• EXERCISE GOAL: Whenever a line below holds the word "styles", copy that line.

• DATASET EXCERPTS:
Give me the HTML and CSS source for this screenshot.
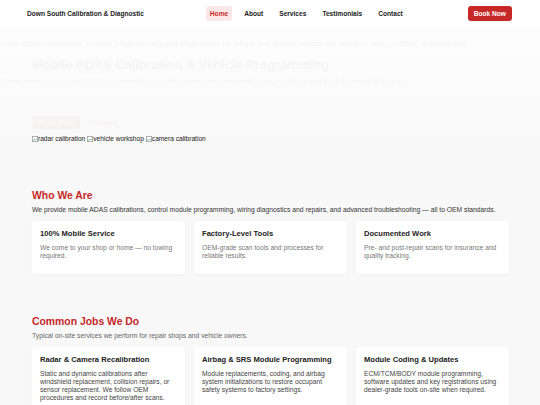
FILE: index.html
```html
<!DOCTYPE html>
<html lang="en">
<head>
  <meta charset="UTF-8">
  <meta name="viewport" content="width=device-width, initial-scale=1.0">
  <title>Down South Calibration &amp; Diagnostic</title>
  <link rel="stylesheet" href="styles.css">
</head>
<body>
  <!-- Barra di navigazione -->
  <header class="nav">
    <div class="brand">Down South Calibration &amp; Diagnostic</div>
    <nav class="links">
      <a class="active" href="#">Home</a>
      <a href="#">About</a>
      <a href="#">Services</a>
      <a href="#">Testimonials</a>
      <a href="#">Contact</a>
    </nav>
    <a class="book" href="#">Book Now</a>
  </header>

  <section class="hero">
    <p class="hero-back">On-site ADAS calibration, module programming and diagnostics for shops and drivers across the South — fast, certified, documented.</p>
    <div class="hero-inner">
      <h1>Mobile ADAS Calibration &amp; Vehicle Programming</h1>
      <p class="hero-sub">Dealer-level scan tools, OEM procedures and certified technicians that come straight to your bay, your driveway or your lot.</p>
      <div class="hero-actions">
        <span class="btn-red">Book Now</span>
        <span class="btn-ghost">Contact</span>
      </div>
    </div>
    <div class="hero-images">
      <span class="img"><svg viewBox="0 0 8 8"><rect x="0.5" y="0.5" width="7" height="7" fill="#fff" stroke="#999"/><path d="M1.5 6.5 L3.5 4 L5 5.5 L6.5 3.5" stroke="#6a9" fill="none"/></svg>radar calibration</span>
      <span class="img"><svg viewBox="0 0 8 8"><rect x="0.5" y="0.5" width="7" height="7" fill="#fff" stroke="#999"/><path d="M1.5 6.5 L3.5 4 L5 5.5 L6.5 3.5" stroke="#6a9" fill="none"/></svg>vehicle workshop</span>
      <span class="img"><svg viewBox="0 0 8 8"><rect x="0.5" y="0.5" width="7" height="7" fill="#fff" stroke="#999"/><path d="M1.5 6.5 L3.5 4 L5 5.5 L6.5 3.5" stroke="#6a9" fill="none"/></svg>camera calibration</span>
    </div>
  </section>

  <!-- Chi siamo -->
  <section class="section">
    <h2>Who We Are</h2>
    <p class="lead dark">We provide mobile ADAS calibrations, control module programming, wiring diagnostics and repairs, and advanced troubleshooting — all to OEM standards.</p>
    <div class="cards">
      <div class="card">
        <h3>100% Mobile Service</h3>
        <p>We come to your shop or home — no towing required.</p>
      </div>
      <div class="card">
        <h3>Factory-Level Tools</h3>
        <p>OEM-grade scan tools and processes for reliable results.</p>
      </div>
      <div class="card">
        <h3>Documented Work</h3>
        <p>Pre- and post-repair scans for insurance and quality tracking.</p>
      </div>
    </div>
  </section>

  <!-- Lavori comuni -->
  <section class="section jobs">
    <h2>Common Jobs We Do</h2>
    <p class="lead">Typical on-site services we perform for repair shops and vehicle owners.</p>
    <div class="cards">
      <div class="card">
        <h3>Radar &amp; Camera Recalibration</h3>
        <p>Static and dynamic calibrations after windshield replacement, collision repairs, or sensor replacement. We follow OEM procedures and record before/after scans.</p>
      </div>
      <div class="card">
        <h3>Airbag &amp; SRS Module Programming</h3>
        <p>Module replacements, coding, and airbag system initializations to restore occupant safety systems to factory settings.</p>
      </div>
      <div class="card">
        <h3>Module Coding &amp; Updates</h3>
        <p>ECM/TCM/BODY module programming, software updates and key registrations using dealer-grade tools on-site when required.</p>
      </div>
    </div>
  </section>
</body>
</html>
```

FILE: styles.css
```css
body {
  margin: 0;
  background-color: #f8f8f8;
  color: #222;
  font-family: "Liberation Sans", Arial, sans-serif;
}

/* Navigazione */
.nav {
  display: flex;
  align-items: center;
  height: 26px;
  padding: 0 28px 0 27px;
  background-color: #fff;
  box-shadow: 0 1px 3px rgba(0, 0, 0, 0.05);
}

.brand {
  font-size: 6.6px;
  font-weight: bold;
  color: #222;
}

.links {
  display: flex;
  align-items: center;
  gap: 8px;
  margin-left: auto;
}

.links a {
  font-size: 6.6px;
  font-weight: bold;
  color: #222;
  text-decoration: none;
  padding: 4px 4px;
  border-radius: 3px;
}

.links a.active {
  background-color: #fde8e8;
  color: #c62828;
}

.book {
  margin-left: 61px;
  font-size: 6.6px;
  font-weight: bold;
  color: #fff;
  background-color: #c62828;
  text-decoration: none;
  padding: 4px 6px;
  border-radius: 3px;
}

/* Hero */
.hero {
  position: relative;
  overflow: hidden;
  padding: 31px 32px 24px;
  background: linear-gradient(#fdfdfd, #f8f8f8);
}

.hero-back {
  position: absolute;
  top: 13px;
  left: -6px;
  margin: 0;
  white-space: nowrap;
  font-size: 8px;
  color: #f5f5f5;
}

.hero-inner {
  position: relative;
  opacity: 0.028;
}

.hero h1 {
  margin: 0;
  font-size: 12.8px;
  color: #222;
}

.hero-sub {
  margin: 4px 0 0 -32px;
  white-space: nowrap;
  font-size: 7.5px;
  color: #555;
}

.hero-actions {
  display: flex;
  align-items: center;
  gap: 10px;
  margin-top: 31px;
}

.btn-red {
  background-color: #c62828;
  color: #fff;
  font-size: 7px;
  font-weight: bold;
  padding: 3px 7px;
  border-radius: 3px;
}

.btn-ghost {
  font-size: 7px;
  font-weight: bold;
  color: #c62828;
}

.hero-images {
  position: relative;
  display: flex;
  gap: 2px;
  margin-top: 6px;
  font-size: 6.6px;
  color: #222;
}

.img {
  display: flex;
  align-items: center;
}

.img svg {
  width: 6px;
  height: 6px;
}

/* Sezioni */
.section {
  padding: 24px 32px 20px;
}

.jobs {
  padding-top: 22px;
}

.section h2 {
  margin: 0;
  font-size: 10.4px;
  color: #c62828;
}

.lead {
  margin: 5px 0 0;
  font-size: 6.75px;
  color: #666;
}

.lead.dark {
  color: #333;
}

.cards {
  display: grid;
  grid-template-columns: repeat(3, 153px);
  gap: 9px;
  margin-top: 8px;
}

.card {
  background-color: #fff;
  border-radius: 4px;
  padding: 8px 8px 9px;
  min-height: 36px;
  box-shadow: 0 1px 3px rgba(0, 0, 0, 0.04);
}

.card h3 {
  margin: 0;
  font-size: 7.6px;
  color: #222;
}

.card p {
  margin: 6px 0 0;
  font-size: 6.7px;
  line-height: 1.2;
  color: #777;
}

.jobs .card p {
  color: #444;
}
```
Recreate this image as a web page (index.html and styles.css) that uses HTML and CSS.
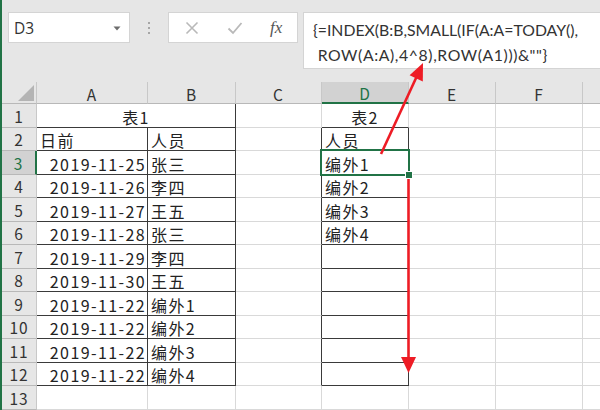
FILE: index.html
```html
<!DOCTYPE html>
<html lang="zh">
<head>
<meta charset="utf-8">
<title>Excel</title>
<link rel="stylesheet" href="styles.css">
</head>
<body>
<div class="app">
  <div class="topbar">
    <div class="namebox">
      <span class="name">D3</span>
      <svg class="dd" width="8" height="5" viewBox="0 0 8 5"><path d="M0.5 0.5 L7.5 0.5 L4 4.5 Z" fill="#6d6d6d"/></svg>
    </div>
    <div class="sep"><i></i><i></i><i></i></div>
    <div class="fxbox">
      <svg class="ico" width="14" height="14" viewBox="0 0 14 14"><path d="M1.5 1.5 L12.5 12.5 M12.5 1.5 L1.5 12.5" stroke="#b9b9b9" stroke-width="1.6" fill="none"/></svg>
      <svg class="ico" width="16" height="14" viewBox="0 0 16 14"><path d="M1.5 7.5 L6 12 L14.5 2" stroke="#b9b9b9" stroke-width="1.8" fill="none"/></svg>
      <span class="fx">fx</span>
    </div>
    <div class="formula"><span class="l1">{=INDEX(B:B,SMALL(IF(A:A=TODAY(),</span><br><span class="l2">&nbsp;ROW(A:A),4^8),ROW(A1)))&amp;""}</span></div>
  </div>
  <div class="sheet">
    <div class="h corner"><span class="tri"></span></div>
    <div class="h col">A</div>
    <div class="h col">B</div>
    <div class="h col">C</div>
    <div class="h col sel">D</div>
    <div class="h col">E</div>
    <div class="h col">F</div>
    <div class="h col last"></div>

    <div class="h row">1</div>
    <div class="c span2 ctr dr db">表1</div>
    <div class="c"></div>
    <div class="c ctr db">表2</div>
    <div class="c"></div><div class="c"></div><div class="c last"></div>

    <div class="h row">2</div>
    <div class="c dr db">日前</div><div class="c dr db">人员</div><div class="c dr"></div><div class="c dr db">人员</div>
    <div class="c"></div><div class="c"></div><div class="c last"></div>

    <div class="h row sel">3</div>
    <div class="c dr db num">2019-11-25</div><div class="c dr db">张三</div><div class="c dr"></div><div class="c dr db active">编外1<span class="handle"></span></div>
    <div class="c"></div><div class="c"></div><div class="c last"></div>

    <div class="h row">4</div>
    <div class="c dr db num">2019-11-26</div><div class="c dr db">李四</div><div class="c dr"></div><div class="c dr db">编外2</div>
    <div class="c"></div><div class="c"></div><div class="c last"></div>

    <div class="h row">5</div>
    <div class="c dr db num">2019-11-27</div><div class="c dr db">王五</div><div class="c dr"></div><div class="c dr db">编外3</div>
    <div class="c"></div><div class="c"></div><div class="c last"></div>

    <div class="h row">6</div>
    <div class="c dr db num">2019-11-28</div><div class="c dr db">张三</div><div class="c dr"></div><div class="c dr db">编外4</div>
    <div class="c"></div><div class="c"></div><div class="c last"></div>

    <div class="h row">7</div>
    <div class="c dr db num">2019-11-29</div><div class="c dr db">李四</div><div class="c dr"></div><div class="c dr db"></div>
    <div class="c"></div><div class="c"></div><div class="c last"></div>

    <div class="h row">8</div>
    <div class="c dr db num">2019-11-30</div><div class="c dr db">王五</div><div class="c dr"></div><div class="c dr db"></div>
    <div class="c"></div><div class="c"></div><div class="c last"></div>

    <div class="h row">9</div>
    <div class="c dr db num">2019-11-22</div><div class="c dr db">编外1</div><div class="c dr"></div><div class="c dr db"></div>
    <div class="c"></div><div class="c"></div><div class="c last"></div>

    <div class="h row">10</div>
    <div class="c dr db num">2019-11-22</div><div class="c dr db">编外2</div><div class="c dr"></div><div class="c dr db"></div>
    <div class="c"></div><div class="c"></div><div class="c last"></div>

    <div class="h row">11</div>
    <div class="c dr db num">2019-11-22</div><div class="c dr db">编外3</div><div class="c dr"></div><div class="c dr db"></div>
    <div class="c"></div><div class="c"></div><div class="c last"></div>

    <div class="h row">12</div>
    <div class="c dr db num">2019-11-22</div><div class="c dr db">编外4</div><div class="c dr"></div><div class="c dr db"></div>
    <div class="c"></div><div class="c"></div><div class="c last"></div>

    <div class="h row">13</div>
    <div class="c"></div><div class="c"></div><div class="c"></div><div class="c"></div>
    <div class="c"></div><div class="c"></div><div class="c last"></div>
  </div>
  <svg class="arrows" width="600" height="410" viewBox="0 0 600 410">
    <line x1="381" y1="154" x2="416.5" y2="77" stroke="#ee1c25" stroke-width="2.6"/>
    <polygon points="423,63 422.8,81.5 409.6,75.3" fill="#ee1c25"/>
    <line x1="408.5" y1="176" x2="408.5" y2="359" stroke="#ee1c25" stroke-width="2.6"/>
    <polygon points="401,357 416,357 408.5,373" fill="#ee1c25"/>
  </svg>
</div>
</body>
</html>
```
FILE: styles.css
```css
html, body {
  margin: 0;
  padding: 0;
  background: #e6e6e6;
}
.app {
  position: relative;
  width: 598px;
  height: 410px;
  overflow: hidden;
  border-left: 2px solid #217346;
  background: #e6e6e6;
  font-family: "Noto Sans CJK SC", sans-serif;
}
.topbar {
  height: 82px;
  box-sizing: border-box;
  padding-top: 12px;
  padding-left: 6px;
  display: flex;
  align-items: flex-start;
}
.namebox {
  width: 122px;
  height: 31px;
  box-sizing: border-box;
  background: #fff;
  border: 1px solid #d4d4d4;
  display: flex;
  align-items: center;
  justify-content: space-between;
  padding: 0 8px 0 5px;
}
.name {
  font-family: "Open Sans", sans-serif;
  font-size: 15.5px;
  color: #333;
}
.dd { margin-top: 1px; }
.sep {
  width: 38px;
  height: 31px;
  display: flex;
  flex-direction: column;
  align-items: center;
  justify-content: center;
  gap: 3px;
}
.sep i {
  display: block;
  width: 2px;
  height: 2px;
  background: #a6a6a6;
}
.fxbox {
  width: 130px;
  height: 31px;
  box-sizing: border-box;
  background: #fff;
  border: 1px solid #d4d4d4;
  display: flex;
  align-items: center;
  padding-left: 16px;
  gap: 0;
}
.fxbox .ico:first-child { margin-right: 28px; }
.fxbox .ico:nth-child(2) { margin-right: 27px; }
.fx {
  font-family: "Liberation Serif", serif;
  font-style: italic;
  font-size: 17px;
  color: #555;
}
.formula {
  margin-left: 5px;
  flex: 1;
  height: 57px;
  box-sizing: border-box;
  background: #fff;
  border: 1px solid #d4d4d4;
  border-right: none;
  padding: 4px 0 0 9px;
  font-family: "Lato", sans-serif;
  font-size: 15.8px;
  line-height: 25px;
  color: #333;
  white-space: nowrap;
}
.l2 { letter-spacing: 0.6px; }
.sheet {
  display: grid;
  grid-template-columns: 35px 111px 88px 86px 87px 87px 87px 17px;
  grid-template-rows: 22px repeat(13, 23.5px);
  background: #fff;
}
.h {
  background: #e6e6e6;
  box-sizing: border-box;
  border-right: 1px solid #c8c8c8;
  border-bottom: 1px solid #b8b8b8;
  color: #333;
  font-size: 15.5px;
  letter-spacing: 1px;
  display: flex;
  align-items: center;
  justify-content: center;
}
.h.col { padding-top: 2px; }
.h.row { padding-top: 1px; }
.h.row.sel {
  background: #d2d2d2;
  color: #217346;
  border-right: 2px solid #217346;
}
.h.col.sel {
  background: #d2d2d2;
  color: #217346;
  border-bottom: 2px solid #217346;
}
.h.last { border-right: none; }
.corner { position: relative; }
.tri {
  width: 0;
  height: 0;
  border-left: 16px solid transparent;
  border-bottom: 16px solid #b4b4b4;
  position: absolute;
  right: 2px;
  bottom: 2px;
}
.c {
  box-sizing: border-box;
  border-right: 1px solid #d9d9d9;
  border-bottom: 1px solid #d9d9d9;
  font-size: 16px;
  letter-spacing: 1.4px;
  color: #222;
  display: flex;
  align-items: center;
  padding: 3px 0 0 3px;
  white-space: nowrap;
}
.c.last { border-right: none; }
.span2 { grid-column: span 2; }
.ctr { justify-content: center; padding-left: 0; }
.num { justify-content: flex-end; padding-right: 1px; padding-left: 0; }
.dr { border-right-color: #3a3a3a; }
.db { border-bottom-color: #3a3a3a; }
.active { position: relative; }
.active::after {
  content: "";
  position: absolute;
  left: -2px;
  top: -2px;
  right: -2px;
  bottom: -2px;
  border: 2px solid #217346;
  pointer-events: none;
}
.handle {
  position: absolute;
  right: -5px;
  bottom: -5px;
  width: 6px;
  height: 6px;
  background: #217346;
  border: 1px solid #fff;
  z-index: 2;
}
.arrows {
  position: absolute;
  left: -2px;
  top: 0;
  pointer-events: none;
}
```
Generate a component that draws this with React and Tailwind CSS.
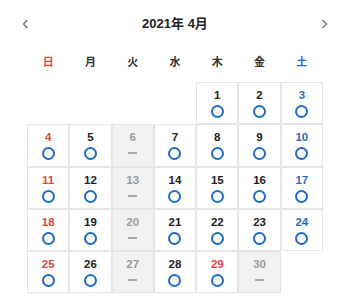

• RESPONSE TO THE TASK:
  <link rel="stylesheet" href="styles.css">
FILE: styles.css
Recreate this image as a web page (index.html and styles.css) that uses HTML and CSS.
<link rel="stylesheet" href="styles.css">
FILE: styles.css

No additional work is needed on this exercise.